Kris, you and I both will hate it for a while, then find a way past it. Hopefully sooner than later :slight_smile:

Thank her for her two weeks notice. Then ask her if she’d do you a favor. Tell her up-front your (this) whole plan. The next night she works, ask her to empty her pockets of all money and give her a receipt for any money she has – she will get it back at the end of the night, so she doesn’t have to worry about theft or it getting lost or whatever. Now, at the end of the night, cash out with you. Show her how much she made.

You started with 0 to start the night, you sold $300 in food, and paid me that $300. you have $45 left in tips. You worked 4 hours, that’s $11.25/hour in tips. If you’d like your check to be larger, you can give me the $45 in tips and I will add that $45 into your paycheck (which she will pay full taxes on – she should be declaring every penny anyway, but everyone knows that doesn’t happen). Her paycheck will be quite nice, but her “spending money” during the week will be zero since she’s not walking out with her tips that night.
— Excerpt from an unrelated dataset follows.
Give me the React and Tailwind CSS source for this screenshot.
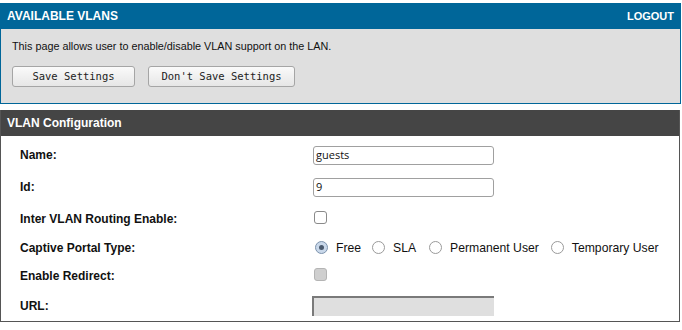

She has a money management issue. Think of a young kid who understands how money works. Give him $100 at once and he’ll likely save it. If you give him $1 100 times over the next week, he’s probably going to go out and spend it as he gets it.

Make sure you explain to her how much you appreciate the great job she has done for you and that you’ll be happy to give her a good reference if she needs it in the future. If she still decides she wants to leave, let her know that you would be glad to have her back on your team if things “don’t work out”. Let’s be realistic… .no matter what you pay her, you’re never going to overcome the small paycheck – without going broke. A 25 cent/hour raise is a whopping $10 pre-tax at the end of a 40 hour week. Not a dent in the paycheck.

Do make sure that you’re paying her the right wage for the job she’s doing. For instance, if she’s not working as a server her whole shift, you should pay her $7 (or whatever) for the hour she’s working on prep before you open, etc. It’s fair, and kinda the law. I’m not suggesting that she does anything OTHER than work as a server, but just wanted to mention it just in case.